# start of DATA EXCERPT

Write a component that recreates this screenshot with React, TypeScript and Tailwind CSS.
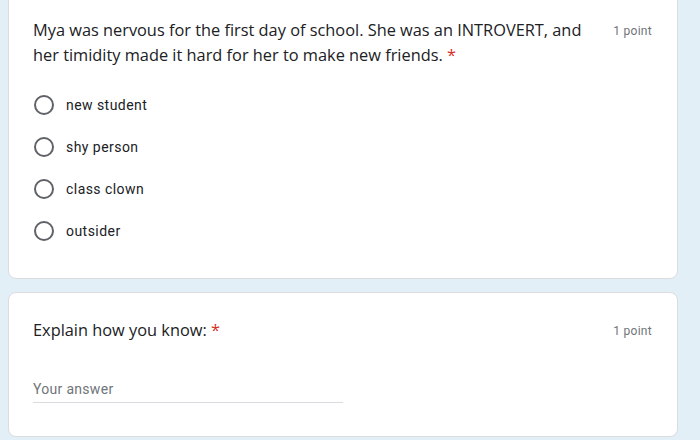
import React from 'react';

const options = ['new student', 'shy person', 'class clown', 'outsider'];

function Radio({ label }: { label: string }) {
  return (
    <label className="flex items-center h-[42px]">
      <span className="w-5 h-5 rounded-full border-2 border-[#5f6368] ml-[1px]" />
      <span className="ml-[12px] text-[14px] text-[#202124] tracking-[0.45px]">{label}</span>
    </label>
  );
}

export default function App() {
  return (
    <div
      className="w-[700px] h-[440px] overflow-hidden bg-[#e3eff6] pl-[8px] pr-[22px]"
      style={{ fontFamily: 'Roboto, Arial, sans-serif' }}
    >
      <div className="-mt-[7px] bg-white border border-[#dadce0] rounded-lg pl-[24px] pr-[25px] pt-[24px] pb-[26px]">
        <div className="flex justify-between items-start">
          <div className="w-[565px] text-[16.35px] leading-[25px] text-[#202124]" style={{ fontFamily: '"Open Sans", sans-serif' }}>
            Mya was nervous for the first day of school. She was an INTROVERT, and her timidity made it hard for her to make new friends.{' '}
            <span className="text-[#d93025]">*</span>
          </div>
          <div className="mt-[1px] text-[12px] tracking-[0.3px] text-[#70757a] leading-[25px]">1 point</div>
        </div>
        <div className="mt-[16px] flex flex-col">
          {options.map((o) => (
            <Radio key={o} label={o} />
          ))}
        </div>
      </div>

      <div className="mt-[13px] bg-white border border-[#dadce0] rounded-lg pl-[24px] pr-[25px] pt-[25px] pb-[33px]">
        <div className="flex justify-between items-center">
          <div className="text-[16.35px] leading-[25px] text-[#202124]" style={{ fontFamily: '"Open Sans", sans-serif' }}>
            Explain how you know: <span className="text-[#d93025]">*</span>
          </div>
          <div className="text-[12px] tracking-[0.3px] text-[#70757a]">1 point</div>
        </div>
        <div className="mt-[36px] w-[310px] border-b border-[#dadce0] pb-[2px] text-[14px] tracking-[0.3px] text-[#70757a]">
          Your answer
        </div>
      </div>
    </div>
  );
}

# end of DATA EXCERPT

--- SET PROBLEM ---
Repeat the full listing above exactly, with no pictures in the copy.

--- OUTPUT FOR THIS TASK ---
Write a component that recreates this screenshot with React, TypeScript and Tailwind CSS.
import React from 'react';

const options = ['new student', 'shy person', 'class clown', 'outsider'];

function Radio({ label }: { label: string }) {
  return (
    <label className="flex items-center h-[42px]">
      <span className="w-5 h-5 rounded-full border-2 border-[#5f6368] ml-[1px]" />
      <span className="ml-[12px] text-[14px] text-[#202124] tracking-[0.45px]">{label}</span>
    </label>
  );
}

export default function App() {
  return (
    <div
      className="w-[700px] h-[440px] overflow-hidden bg-[#e3eff6] pl-[8px] pr-[22px]"
      style={{ fontFamily: 'Roboto, Arial, sans-serif' }}
    >
      <div className="-mt-[7px] bg-white border border-[#dadce0] rounded-lg pl-[24px] pr-[25px] pt-[24px] pb-[26px]">
        <div className="flex justify-between items-start">
          <div className="w-[565px] text-[16.35px] leading-[25px] text-[#202124]" style={{ fontFamily: '"Open Sans", sans-serif' }}>
            Mya was nervous for the first day of school. She was an INTROVERT, and her timidity made it hard for her to make new friends.{' '}
            <span className="text-[#d93025]">*</span>
          </div>
          <div className="mt-[1px] text-[12px] tracking-[0.3px] text-[#70757a] leading-[25px]">1 point</div>
        </div>
        <div className="mt-[16px] flex flex-col">
          {options.map((o) => (
            <Radio key={o} label={o} />
          ))}
        </div>
      </div>

      <div className="mt-[13px] bg-white border border-[#dadce0] rounded-lg pl-[24px] pr-[25px] pt-[25px] pb-[33px]">
        <div className="flex justify-between items-center">
          <div className="text-[16.35px] leading-[25px] text-[#202124]" style={{ fontFamily: '"Open Sans", sans-serif' }}>
            Explain how you know: <span className="text-[#d93025]">*</span>
          </div>
          <div className="text-[12px] tracking-[0.3px] text-[#70757a]">1 point</div>
        </div>
        <div className="mt-[36px] w-[310px] border-b border-[#dadce0] pb-[2px] text-[14px] tracking-[0.3px] text-[#70757a]">
          Your answer
        </div>
      </div>
    </div>
  );
}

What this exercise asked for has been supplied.